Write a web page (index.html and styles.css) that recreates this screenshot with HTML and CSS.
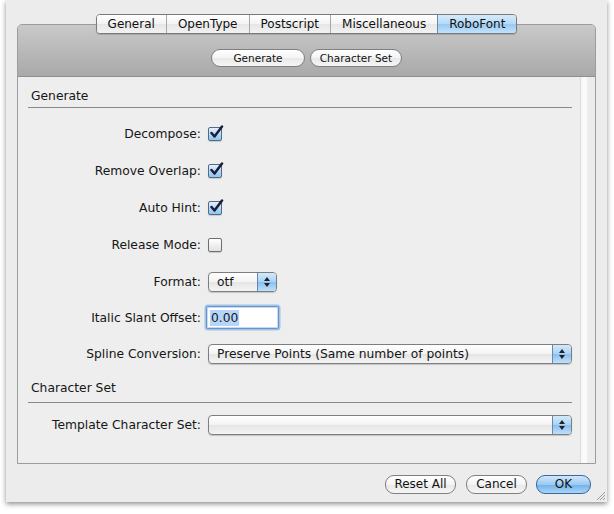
FILE: index.html
```html
<!DOCTYPE html>
<html>
<head>
<meta charset="utf-8">
<link rel="stylesheet" href="styles.css">
</head>
<body>
<div class="window">
  <div class="tabview">
    <div class="header">
      <div class="tabs">
        <span class="tab">General</span>
        <span class="tab">OpenType</span>
        <span class="tab">Postscript</span>
        <span class="tab">Miscellaneous</span>
        <span class="tab sel">RoboFont</span>
      </div>
      <div class="subtabs">
        <span class="pill gen">Generate</span>
        <span class="pill cset">Character Set</span>
      </div>
    </div>
    <div class="body">
      <div class="main">
        <div class="section-title">Generate</div>
        <div class="form">
          <div class="row"><span class="label">Decompose:</span><span class="check on"><svg viewBox="0 0 16 16" width="16" height="16"><path d="M3.5 8 L6.5 11.5 L14 1.5" fill="none" stroke="#1d1d3a" stroke-width="2.5" stroke-linecap="round" stroke-linejoin="round"/></svg></span></div>
          <div class="row"><span class="label">Remove Overlap:</span><span class="check on"><svg viewBox="0 0 16 16" width="16" height="16"><path d="M3.5 8 L6.5 11.5 L14 1.5" fill="none" stroke="#1d1d3a" stroke-width="2.5" stroke-linecap="round" stroke-linejoin="round"/></svg></span></div>
          <div class="row"><span class="label">Auto Hint:</span><span class="check on"><svg viewBox="0 0 16 16" width="16" height="16"><path d="M3.5 8 L6.5 11.5 L14 1.5" fill="none" stroke="#1d1d3a" stroke-width="2.5" stroke-linecap="round" stroke-linejoin="round"/></svg></span></div>
          <div class="row"><span class="label">Release Mode:</span><span class="check"></span></div>
          <div class="row r-format"><span class="label">Format:</span><span class="popup small"><span class="ptext">otf</span><span class="stepper"><svg viewBox="0 0 8 12" width="8" height="12"><path d="M4 1 L7 5 L1 5 Z M4 11 L7 7 L1 7 Z" fill="#222"/></svg></span></span></div>
          <div class="row r-offset"><span class="label">Italic Slant Offset:</span><span class="field"><span class="sel-text">0.00</span></span></div>
          <div class="row r-spline"><span class="label">Spline Conversion:</span><span class="popup wide"><span class="ptext">Preserve Points (Same number of points)</span><span class="stepper"><svg viewBox="0 0 8 12" width="8" height="12"><path d="M4 1 L7 5 L1 5 Z M4 11 L7 7 L1 7 Z" fill="#222"/></svg></span></span></div>
        </div>
        <div class="section-title cs">Character Set</div>
        <div class="form">
          <div class="row r-template"><span class="label">Template Character Set:</span><span class="popup wide"><span class="ptext"></span><span class="stepper"><svg viewBox="0 0 8 12" width="8" height="12"><path d="M4 1 L7 5 L1 5 Z M4 11 L7 7 L1 7 Z" fill="#222"/></svg></span></span></div>
        </div>
      </div>
      <div class="strip"></div>
    </div>
  </div>
  <div class="footer">
    <span class="pill btn reset">Reset All</span>
    <span class="pill btn cancel">Cancel</span>
    <span class="pill btn ok">OK</span>
  </div>
  <svg class="grip" viewBox="0 0 12 12" width="12" height="12"><path d="M11 3 L3 11 M11 6 L6 11 M11 9 L9 11" stroke="#9a9a9a" stroke-width="1"/></svg>
</div>
</body>
</html>
```

FILE: styles.css
```css
* { box-sizing: border-box; }
html, body { margin: 0; padding: 0; background: #ffffff; }
body {
  font-family: "DejaVu Sans", "Liberation Sans", sans-serif;
  font-size: 12px;
  color: #161616;
  width: 614px;
  height: 514px;
  overflow: hidden;
}
.window {
  position: relative;
  margin-left: 6px;
  width: 601px;
  height: 502px;
  background: #ececec;
  box-shadow: 0 2px 5px rgba(0,0,0,0.45);
  padding-top: 24px;
}
.tabview {
  margin-left: 11px;
  width: 579px;
  border: 1px solid #9c9c9c;
  border-radius: 5px 5px 0 0;
  display: flex;
  flex-direction: column;
}
.header {
  height: 52px;
  background: linear-gradient(#c9c9c9, #a9a9a9);
  border-radius: 4px 4px 0 0;
  border-bottom: 1px solid #8f8f8f;
  display: flex;
  flex-direction: column;
  align-items: center;
}
.tabs {
  margin-top: -11px;
  display: flex;
  height: 20px;
  border: 1px solid #7a7a7a;
  border-radius: 4px;
  overflow: hidden;
  box-shadow: 0 1px 1px rgba(0,0,0,0.15);
}
.tab {
  height: 18px;
  line-height: 18px;
  padding: 0 11px;
  background: linear-gradient(#ffffff 0%, #f3f3f3 50%, #e6e6e6 51%, #f2f2f2 100%);
  border-left: 1px solid #a8a8a8;
  color: #111;
  white-space: nowrap;
}
.tab:first-child { border-left: none; padding-left: 11px; }
.tab.sel {
  background: linear-gradient(#d6ebfb 0%, #b5d9f7 50%, #98c9f2 51%, #c2e2fb 100%);
  border-left-color: #6d88a8;
}
.subtabs {
  margin-top: 15px;
  display: flex;
  gap: 5px;
}
.pill {
  display: inline-block;
  height: 18px;
  line-height: 16px;
  border: 1px solid #7f7f7f;
  border-radius: 9px;
  background: linear-gradient(#ffffff 0%, #f4f4f4 50%, #e8e8e8 51%, #f6f6f6 100%);
  text-align: center;
  font-size: 10.5px;
  color: #111;
  padding: 0;
  white-space: nowrap;
}
.pill.gen { width: 94px; }
.pill.cset { width: 92px; }
.body {
  display: flex;
  height: 386px;
  background: #eeeeee;
}
.main {
  width: 562px;
  padding-top: 11px;
}
.strip {
  flex: 1;
  border-left: 1px solid #dedede;
  background: linear-gradient(to right, #f6f6f6 0, #fbfbfb 3px, #fbfbfb 5px, #ececec 7px, #ececec 100%);
}
.section-title {
  margin: 0 8px 0 10px;
  padding: 0 0 3px 3px;
  line-height: 16px;
  border-bottom: 1px solid #8a8a8a;
  font-size: 12.3px;
}
.section-title.cs { margin-top: 0; padding-bottom: 6px; }
.form {
  display: flex;
  flex-direction: column;
  padding-top: 16px;
}
.row {
  display: grid;
  grid-template-columns: 183px auto;
  column-gap: 7px;
  align-items: center;
  height: 20px;
  margin-bottom: 17px;
}
.row.r-format { margin-bottom: 14px; }
.row.r-offset { height: 23px; margin-bottom: 14px; column-gap: 5px; }
.row.r-spline { height: 21px; margin-bottom: 16px; }
.row.r-template { margin-top: -4px; }
.label {
  text-align: right;
  white-space: nowrap;
  font-size: 12.3px;
}
.check {
  position: relative;
  width: 14px;
  height: 14px;
  border: 1px solid #6e6e6e;
  border-radius: 2px;
  background: linear-gradient(#ffffff, #e2e2e2);
  box-shadow: 0 1px 1px rgba(0,0,0,0.15);
}
.check.on {
  background: linear-gradient(#e4f2fc 0%, #b6dbf7 50%, #8cc5f0 100%);
  border-color: #506a8a;
}
.check svg {
  position: absolute;
  left: -1px;
  top: -3px;
}
.popup {
  display: flex;
  height: 20px;
  border: 1px solid #7e7e7e;
  border-radius: 4px;
  background: linear-gradient(#ffffff 0%, #f3f3f3 50%, #e5e5e5 51%, #f4f4f4 100%);
  overflow: hidden;
  box-shadow: 0 1px 1px rgba(0,0,0,0.18);
}
.popup.small { width: 69px; }
.popup.wide { width: 364px; }
.ptext {
  flex: 1;
  padding-left: 8px;
  line-height: 18px;
  font-size: 12.3px;
}
.stepper {
  width: 19px;
  border-left: 1px solid #6b87aa;
  background: linear-gradient(#d3e9fb 0%, #a8d2f5 50%, #87bff0 51%, #bfe0fb 100%);
  display: flex;
  align-items: center;
  justify-content: center;
}
.field {
  width: 73px;
  height: 23px;
  border: 1px solid #6f94c4;
  border-radius: 2px;
  box-shadow: 0 0 0 1.5px #9fc2ea, inset 0 0 0 1px #c4dbf3;
  background: #ffffff;
  padding: 3px 0 0 3px;
}
.sel-text {
  display: inline-block;
  background: #b5d5fb;
  line-height: 16px;
  padding: 0 1px;
  font-size: 12.3px;
}
.footer {
  display: flex;
  justify-content: flex-end;
  gap: 9px;
  padding: 11px 16px 0 0;
}
.btn { height: 19px; line-height: 17px; font-size: 12px; padding: 0; }
.btn.reset { width: 71px; }
.btn.cancel { width: 61px; margin-left: 1px; }
.btn.ok {
  width: 55px;
  border-color: #3f6796;
  background: linear-gradient(#cfe7fb 0%, #9ccaf2 50%, #6fb0ea 51%, #a9d5fa 100%);
}
.grip {
  position: absolute;
  right: 1px;
  bottom: 1px;
}
```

════════════════

=== What you need to do ===
State only the count of lines above that hold the string "index".

=== Reply to the task ===
2